La nipote Sofia e il ricordo di nonno Napolitano: «Giocavamo a bocce o a scopa al Quirinale»

I regali, gli incontri con i leader mondiali, i consigli sul futuro e quelli più comuni, sui cartoni animati: il racconto della 26enne e del suo rapporto con il nonno presidente

«Su una cosa non ho dubbi, ed è il tuo successo, la tua affermazione nella vita. Devi avere fiducia in te stessa, almeno quanta ne ho io». È una frase che Sofia May Napolitano ha salvato sul suo cellulare. Gliel’ha detta suo nonno, nel 2018. Il presidente emerito della Repubblica stava raccontando a sua nipote chi fossero le persone che ammirava di più: «Mio padre Giovanni, Giorgio Amendola e l’archeologo Ranuccio Bianchi Bandinelli». La 26enne è diventata un personaggio noto a livello nazionale dopo il discorso tenuto alla Camera per le esequie di Giorgio Napolitano, il 26 settembre. A distanza di pochi giorni, aggiunge ulteriori dettagli del rapporto con l’ex capo dello Stato. Al Corriere, spiega innanzitutto di aver «provato e riprovato» l’intervento fatto in Aula, recitandolo davanti a sua madre e a suo padre. Il giorno della cerimonia, Sofia era rassicurata dalla presenza «di mio fratello, Simone», due anni più piccolo di lei. Tornando alla versione «inedita» di suo nonno, la giovane parla di quella volta che «telefonò a casa» per dirimere una discussione tra lei e il fratello: «Stavamo guardando i Power Rangers e si vedeva male, ma Simone non voleva cambiare canale».

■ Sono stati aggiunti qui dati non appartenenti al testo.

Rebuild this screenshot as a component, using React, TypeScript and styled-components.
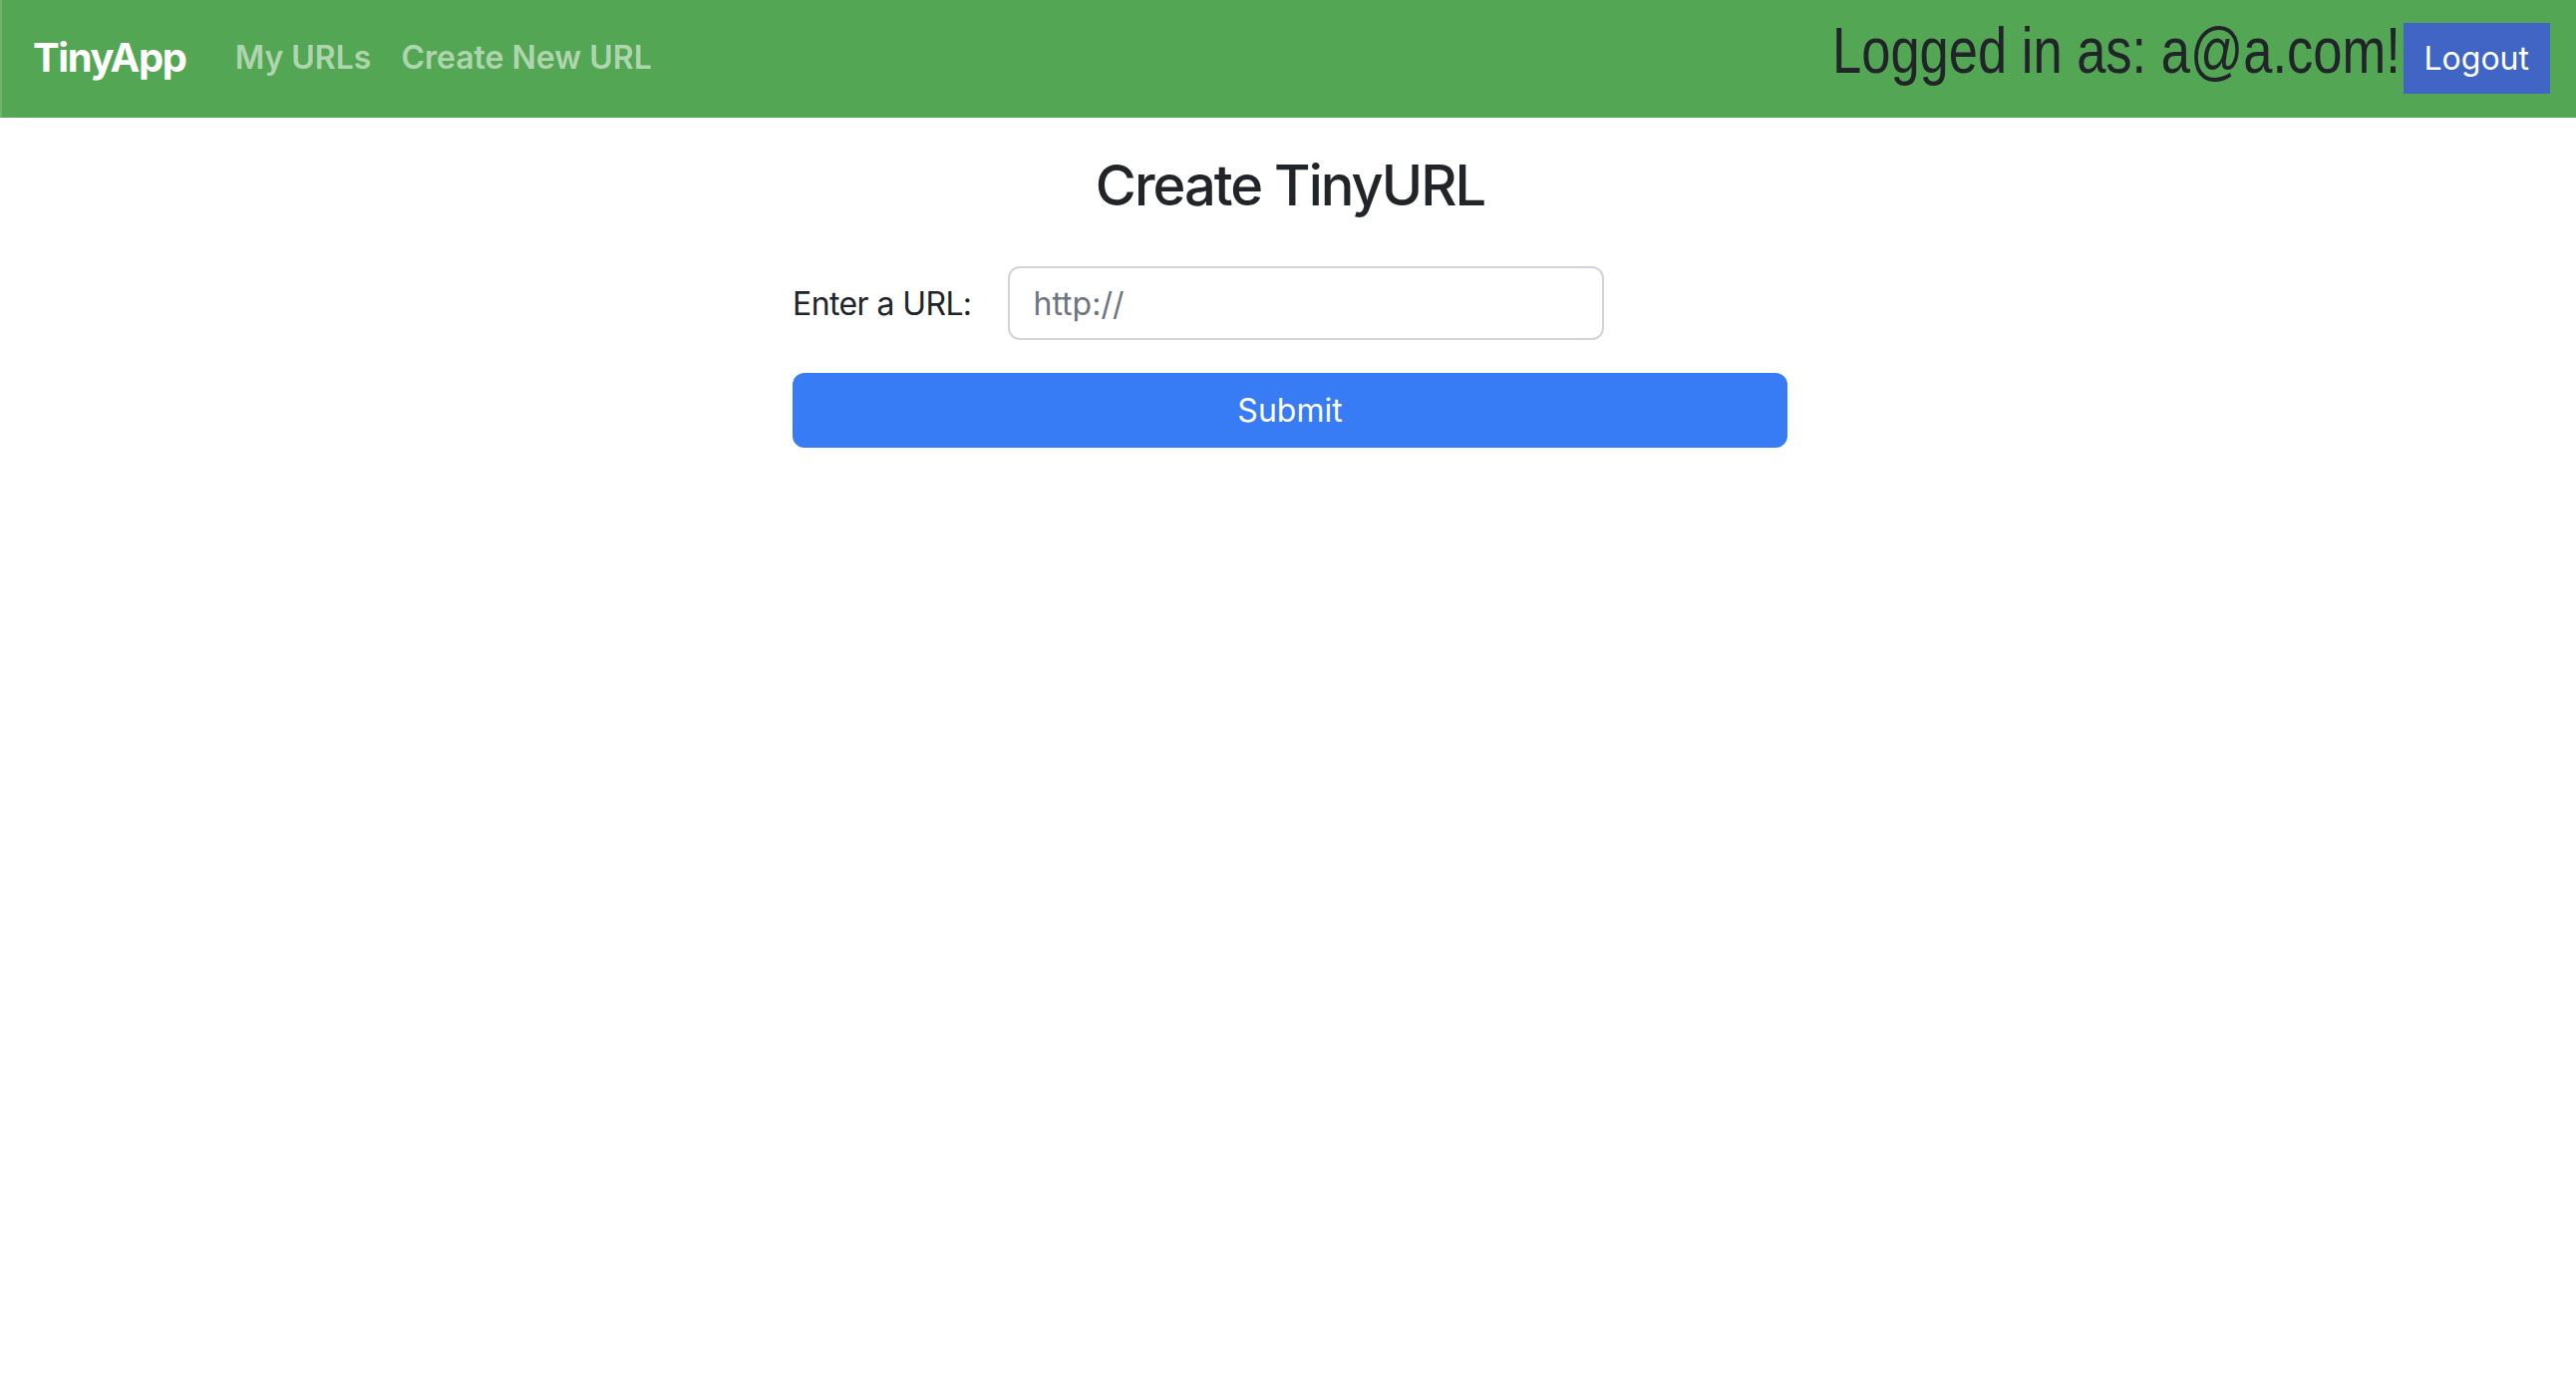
import React from "react";
import styled, { createGlobalStyle } from "styled-components";

const GlobalStyle = createGlobalStyle`
  body {
    margin: 0;
    background: #ffffff;
    color: #212529;
    font-family: Inter, "Noto Sans", "Liberation Sans", sans-serif;
  }
`;

// top bar
const Navbar = styled.nav`
  height: 118px;
  background-color: #53a653;
  border-left: 2px solid #6db56d;
  box-sizing: border-box;
  display: flex;
  align-items: center;
  padding: 0 26px 0 31px;
`;

const Brand = styled.a`
  color: #ffffff;
  font-size: 40px;
  font-weight: 700;
  letter-spacing: -1.4px;
  text-decoration: none;
  margin-right: 49px;
  margin-bottom: 4px;
`;

const NavLinks = styled.div`
  display: flex;
  gap: 30px;
  margin-bottom: 4px;
`;

const NavLink = styled.a`
  color: rgba(255, 255, 255, 0.55);
  font-size: 32px;
  font-weight: 600;
  text-decoration: none;
`;

const UserArea = styled.div`
  margin-left: auto;
  display: flex;
  align-items: center;
  gap: 3px;
`;

const LoggedIn = styled.h2`
  margin: 0 0 15px 0;
  font-family: "Liberation Sans", Arial, sans-serif;
  font-size: 64px;
  font-weight: 400;
  line-height: 1.2;
  color: #212529;
`;

// the original face is a narrow Arial; squeeze Liberation Sans to that width
const Narrow = styled.span`
  display: inline-block;
  transform: scaleX(0.82);
  transform-origin: right center;
  margin-left: -125px;
`;

const LogoutButton = styled.button`
  height: 71px;
  padding: 0 21px;
  border: none;
  background-color: #4065c4;
  color: #ffffff;
  font-family: Inter, "Noto Sans", sans-serif;
  font-size: 32px;
  cursor: pointer;
`;

// page body
const Main = styled.main`
  width: 998px;
  margin: 0 auto;
  padding-left: 4px;
  display: flex;
  flex-direction: column;
`;

const Title = styled.h3`
  margin: 35px 0 0 0;
  text-align: center;
  font-size: 56px;
  font-weight: 500;
  letter-spacing: -2px;
  line-height: 1.2;
  color: #212529;
`;

const FormRow = styled.div`
  display: flex;
  align-items: center;
  margin-top: 47px;
`;

const Label = styled.label`
  font-size: 32px;
  letter-spacing: -0.6px;
  color: #212529;
  margin-right: 36px;
`;

const UrlInput = styled.input`
  width: 598px;
  height: 74px;
  box-sizing: border-box;
  border: 2px solid #ced4da;
  border-radius: 12px;
  padding: 0 24px;
  font-family: Inter, "Noto Sans", sans-serif;
  font-size: 32px;
  color: #212529;

  &::placeholder {
    color: #6c757d;
  }
`;

const SubmitButton = styled.button`
  margin-top: 33px;
  height: 75px;
  width: 100%;
  border: none;
  border-radius: 12px;
  background-color: #377bf5;
  color: #ffffff;
  font-family: Inter, "Noto Sans", sans-serif;
  font-size: 32px;
  cursor: pointer;
`;

const App = () => {
  return (
    <>
      <GlobalStyle />
      <Navbar>
        <Brand href="#">TinyApp</Brand>
        <NavLinks>
          <NavLink href="#">My URLs</NavLink>
          <NavLink href="#">Create New URL</NavLink>
        </NavLinks>
        <UserArea>
          <LoggedIn>
            <Narrow>Logged in as: a@a.com!</Narrow>
          </LoggedIn>
          <LogoutButton>Logout</LogoutButton>
        </UserArea>
      </Navbar>
      <Main>
        <Title>Create TinyURL</Title>
        <FormRow>
          <Label htmlFor="longURL">Enter a URL:</Label>
          <UrlInput id="longURL" type="text" placeholder="http://" />
        </FormRow>
        <SubmitButton type="submit">Submit</SubmitButton>
      </Main>
    </>
  );
};

export default App;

Dalle quisquilie, ai consigli più importanti, sul futuro, sugli studi, sulla politica: «Ne parlavamo senza condizionamenti. Anche quando ci mandava articoli o libri che pensava ci potessero interessare, non era pressante. Per esempio, sapeva che facevo la tesi sull’impatto del linguaggio politico in tema di immigrazione – era il periodo del governo Conte con Salvini – e mi mandava articoli di attualità. Era attento a cosa gli dicevo, mi ascoltava, alla fine gliel’ho dedicata». Sofia afferma di aver scelto la facoltà di Scienze politiche perché, non avendo certezze sul percorso universitario, optò per la politica, «che era stata così importante nella nostra famiglia». Salvo poi specializzarsi in diritto, in Inghilterra, a Bath. «Dal 2010 ci eravamo trasferiti a Ginevra perché la mamma ha avuto un incarico alle Nazioni Unite. I nonni sono venuti alla cerimonia del mio diploma, tornavano dalla Germania dove il nonno aveva ritirato il premio Kissinger e mi ha regalato una copia del suo libro L’Ordine Mondiale. Ma quando ha saputo che andavo da sola a Bath si è preoccupato».


Per timore che la nipote soffrisse di solitudine, Napolitano le telefonava frequentemente: «Mi diceva di essere allegra, di andare a teatro. Era il suo modo di dirmi di divertirmi, ma una diciottenne del ventunesimo secolo magari a teatro non ci va… Una volta tenne un discorso all’Italian Society dell’Università, si fermò a parlare con gli studenti, era curioso dei giovani. Quando era al Quirinale ricevette la mia classe: alcune insegnanti sono venute alla camera ardente». Sofia torna sull’incontro con la Regina Elisabetta, di cui aveva già parlato nel suo discorso al funerale: «Era il 2014, andammo a pranzo, non più di dodici, quindici persone al tavolo. Eravamo seduti vicini: io, lui e la Regina. Il principe Filippo mi chiese che cosa volevo studiare. Io risposi: forse politica e lui mi disse: ripensaci! Un’altra volta mi portò in Cina con lui, nel 2010. Avevo tredici anni, la prima volta in Asia».

L’ex capo dello Stato, infine, non ha fatto mancare durante l’infanzia e l’adolescenza i regali e i giochi ai suoi nipoti: «Mi ricordo di un monopattino. Avevo tre anni e mi portò questo pacco più grande di me. A mio fratello ha regalato un trenino Frecciarossa con il cappello e il fischietto da capotreno veri. Ci regalò il primo telefonino, l’iPhone 3, ma eravamo più grandi. Facevamo dei collegamenti Skype, trovava il modo di chiamare qualcuno di noi ogni sera». A Natale, a Pasqua, durante le festività «eravamo sempre tutti insieme», conclude Sofia. «Le domeniche, prima di andare a Ginevra, ci trovavamo a pranzo con i nonni. Anche quando erano al Quirinale o a Castel Porziano. Si giocava a bocce, a scopa. Da piccoli a nascondino».